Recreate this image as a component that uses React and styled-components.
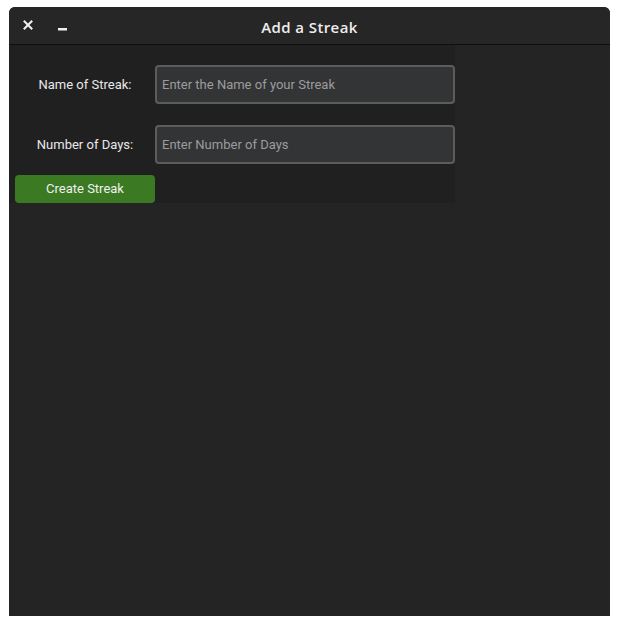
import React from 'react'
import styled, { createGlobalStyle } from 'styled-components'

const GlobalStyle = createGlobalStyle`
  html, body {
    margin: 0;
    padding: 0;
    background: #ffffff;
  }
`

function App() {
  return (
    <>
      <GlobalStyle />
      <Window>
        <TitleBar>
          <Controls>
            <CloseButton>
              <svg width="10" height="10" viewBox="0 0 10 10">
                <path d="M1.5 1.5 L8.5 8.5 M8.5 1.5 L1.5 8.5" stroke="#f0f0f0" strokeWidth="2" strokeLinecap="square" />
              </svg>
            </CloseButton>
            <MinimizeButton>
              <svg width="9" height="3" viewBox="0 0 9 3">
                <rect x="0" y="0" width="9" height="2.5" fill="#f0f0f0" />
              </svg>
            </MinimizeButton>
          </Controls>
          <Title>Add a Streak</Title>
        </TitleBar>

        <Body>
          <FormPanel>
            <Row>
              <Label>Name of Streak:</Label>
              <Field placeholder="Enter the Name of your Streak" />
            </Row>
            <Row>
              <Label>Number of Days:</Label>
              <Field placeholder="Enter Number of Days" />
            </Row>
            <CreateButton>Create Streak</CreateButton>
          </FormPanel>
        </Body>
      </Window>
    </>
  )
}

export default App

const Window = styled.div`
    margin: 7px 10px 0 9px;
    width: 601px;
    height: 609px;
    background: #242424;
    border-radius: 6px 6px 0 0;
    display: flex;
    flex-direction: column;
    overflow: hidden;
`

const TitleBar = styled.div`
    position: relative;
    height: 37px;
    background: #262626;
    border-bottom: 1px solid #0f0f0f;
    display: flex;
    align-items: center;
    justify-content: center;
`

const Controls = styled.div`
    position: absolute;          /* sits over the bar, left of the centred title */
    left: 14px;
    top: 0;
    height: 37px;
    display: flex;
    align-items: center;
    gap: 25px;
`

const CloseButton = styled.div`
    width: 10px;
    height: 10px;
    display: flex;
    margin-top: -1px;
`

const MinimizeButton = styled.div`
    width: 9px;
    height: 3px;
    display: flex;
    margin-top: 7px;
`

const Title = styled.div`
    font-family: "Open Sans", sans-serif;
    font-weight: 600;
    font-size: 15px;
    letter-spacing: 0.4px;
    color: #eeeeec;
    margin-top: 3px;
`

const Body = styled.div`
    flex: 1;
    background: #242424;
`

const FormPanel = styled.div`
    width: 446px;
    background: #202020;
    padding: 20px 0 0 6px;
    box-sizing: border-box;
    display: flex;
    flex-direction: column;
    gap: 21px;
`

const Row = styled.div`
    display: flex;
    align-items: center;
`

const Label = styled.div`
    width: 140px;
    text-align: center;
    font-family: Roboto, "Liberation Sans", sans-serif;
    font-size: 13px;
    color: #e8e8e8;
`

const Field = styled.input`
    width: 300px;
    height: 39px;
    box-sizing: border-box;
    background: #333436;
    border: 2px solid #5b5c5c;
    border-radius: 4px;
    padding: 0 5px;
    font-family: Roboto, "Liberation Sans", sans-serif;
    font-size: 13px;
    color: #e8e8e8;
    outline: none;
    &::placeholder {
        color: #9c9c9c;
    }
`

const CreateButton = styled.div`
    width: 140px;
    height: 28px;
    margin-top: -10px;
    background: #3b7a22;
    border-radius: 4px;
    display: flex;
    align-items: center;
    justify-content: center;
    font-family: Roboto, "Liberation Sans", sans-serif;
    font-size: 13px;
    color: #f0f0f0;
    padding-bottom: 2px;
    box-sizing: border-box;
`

* [Direction]:
Without including any picture, repeat the data exactly.

* [The solution]:
Recreate this image as a component that uses React and styled-components.
import React from 'react'
import styled, { createGlobalStyle } from 'styled-components'

const GlobalStyle = createGlobalStyle`
  html, body {
    margin: 0;
    padding: 0;
    background: #ffffff;
  }
`

function App() {
  return (
    <>
      <GlobalStyle />
      <Window>
        <TitleBar>
          <Controls>
            <CloseButton>
              <svg width="10" height="10" viewBox="0 0 10 10">
                <path d="M1.5 1.5 L8.5 8.5 M8.5 1.5 L1.5 8.5" stroke="#f0f0f0" strokeWidth="2" strokeLinecap="square" />
              </svg>
            </CloseButton>
            <MinimizeButton>
              <svg width="9" height="3" viewBox="0 0 9 3">
                <rect x="0" y="0" width="9" height="2.5" fill="#f0f0f0" />
              </svg>
            </MinimizeButton>
          </Controls>
          <Title>Add a Streak</Title>
        </TitleBar>

        <Body>
          <FormPanel>
            <Row>
              <Label>Name of Streak:</Label>
              <Field placeholder="Enter the Name of your Streak" />
            </Row>
            <Row>
              <Label>Number of Days:</Label>
              <Field placeholder="Enter Number of Days" />
            </Row>
            <CreateButton>Create Streak</CreateButton>
          </FormPanel>
        </Body>
      </Window>
    </>
  )
}

export default App

const Window = styled.div`
    margin: 7px 10px 0 9px;
    width: 601px;
    height: 609px;
    background: #242424;
    border-radius: 6px 6px 0 0;
    display: flex;
    flex-direction: column;
    overflow: hidden;
`

const TitleBar = styled.div`
    position: relative;
    height: 37px;
    background: #262626;
    border-bottom: 1px solid #0f0f0f;
    display: flex;
    align-items: center;
    justify-content: center;
`

const Controls = styled.div`
    position: absolute;          /* sits over the bar, left of the centred title */
    left: 14px;
    top: 0;
    height: 37px;
    display: flex;
    align-items: center;
    gap: 25px;
`

const CloseButton = styled.div`
    width: 10px;
    height: 10px;
    display: flex;
    margin-top: -1px;
`

const MinimizeButton = styled.div`
    width: 9px;
    height: 3px;
    display: flex;
    margin-top: 7px;
`

const Title = styled.div`
    font-family: "Open Sans", sans-serif;
    font-weight: 600;
    font-size: 15px;
    letter-spacing: 0.4px;
    color: #eeeeec;
    margin-top: 3px;
`

const Body = styled.div`
    flex: 1;
    background: #242424;
`

const FormPanel = styled.div`
    width: 446px;
    background: #202020;
    padding: 20px 0 0 6px;
    box-sizing: border-box;
    display: flex;
    flex-direction: column;
    gap: 21px;
`

const Row = styled.div`
    display: flex;
    align-items: center;
`

const Label = styled.div`
    width: 140px;
    text-align: center;
    font-family: Roboto, "Liberation Sans", sans-serif;
    font-size: 13px;
    color: #e8e8e8;
`

const Field = styled.input`
    width: 300px;
    height: 39px;
    box-sizing: border-box;
    background: #333436;
    border: 2px solid #5b5c5c;
    border-radius: 4px;
    padding: 0 5px;
    font-family: Roboto, "Liberation Sans", sans-serif;
    font-size: 13px;
    color: #e8e8e8;
    outline: none;
    &::placeholder {
        color: #9c9c9c;
    }
`

const CreateButton = styled.div`
    width: 140px;
    height: 28px;
    margin-top: -10px;
    background: #3b7a22;
    border-radius: 4px;
    display: flex;
    align-items: center;
    justify-content: center;
    font-family: Roboto, "Liberation Sans", sans-serif;
    font-size: 13px;
    color: #f0f0f0;
    padding-bottom: 2px;
    box-sizing: border-box;
`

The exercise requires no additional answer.